Grazie, grazie, infinitamente grazie.
C’è una ragione per cui «ἡσυχία» è nel testo con ispirito dolce? Caro Daniele, ti vogliamo piú spesso sui classici che sulle canzoni.
La ragione è data dalla mia incertezza sul dialetto, se applicare fino in fondo la psilosi del dialetto ionico antico con epicismi che ho usato qui, oppure seguire una dizione atticizzante.

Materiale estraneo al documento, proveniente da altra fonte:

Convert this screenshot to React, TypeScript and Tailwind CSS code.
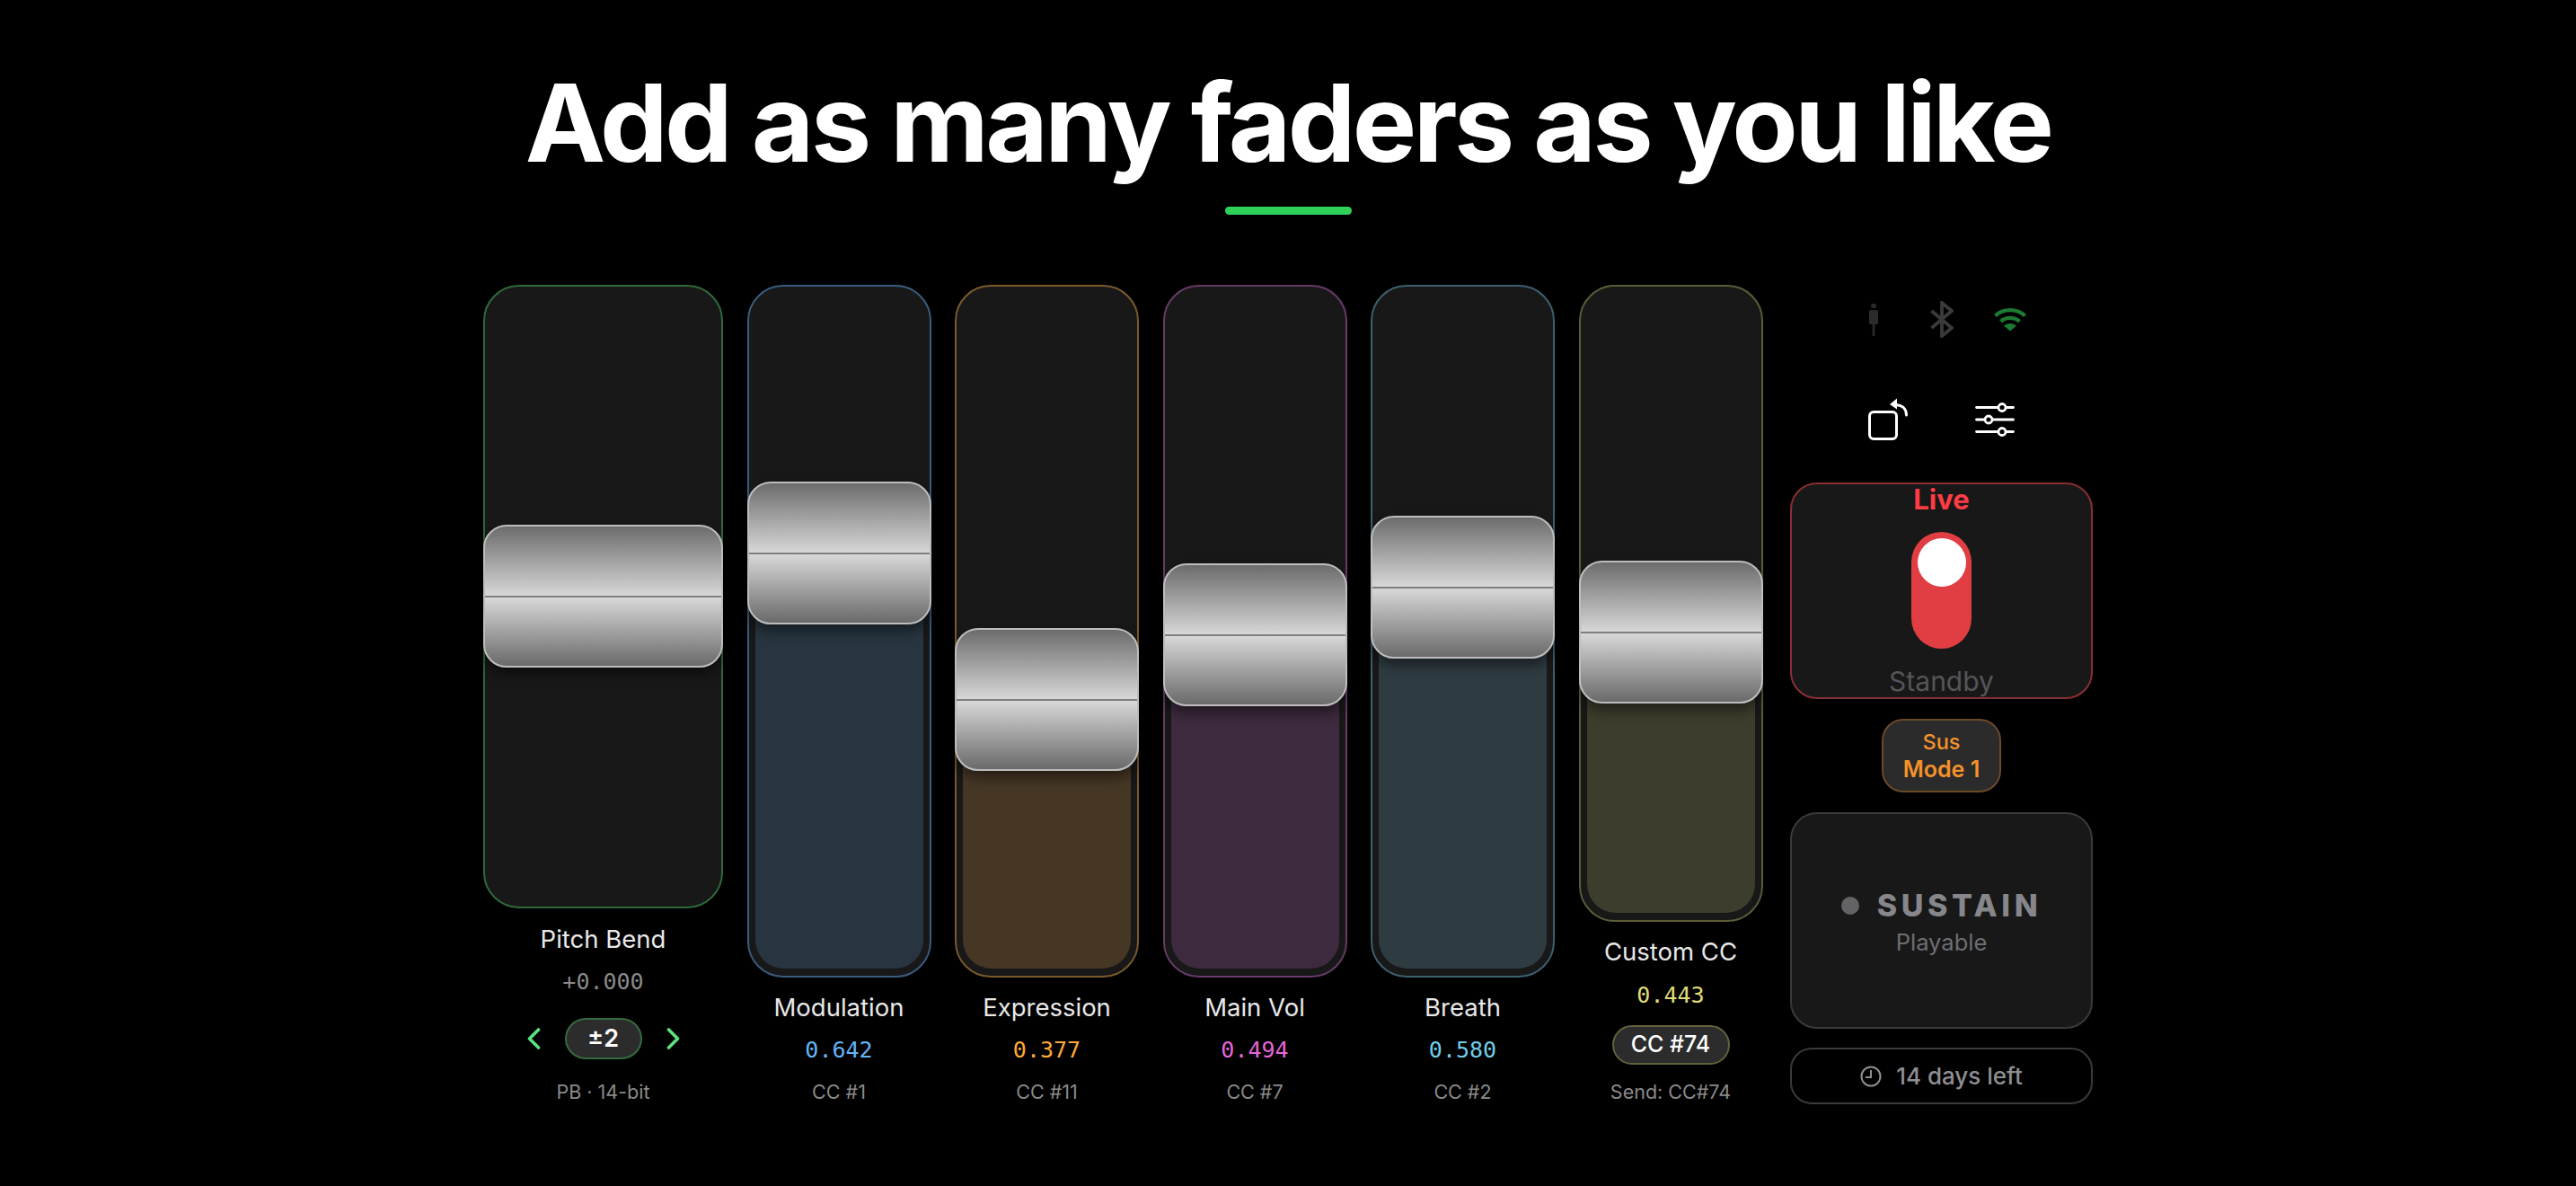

Lo congetturavo, ma solo incertamente, per nozione ginnasiale: ti ringrazio d’aver risposto. Ti sei però risolto a cambiare, alla fine… Devo sentirmi in colpa?
No anzi ti ringrazio, meglio uniformare.
ἡδύ γε τοίσδεσσιν κύμασι ναυαγέειν.
Che piacere indefinito! Grazie Daniele
Danie’, lasciatelo dire, sei fantastico!
Aspettiamo le prossime! Curiosità da profano: fino a che punto è «filologicamente legittima» la commistione d’ionico atticizzante, epicismi e l’eolismo pomposissimo dell’ultimo verso?
Se si leggono le pagine dello Zibaldone sull’edonismo linguistico di Leopardi in materia di parole arcaiche (paragonata alla frutta conservata sotto cera, fuori stagione), si capisce anche il perché del dativo plurale τοίσδεσσιν.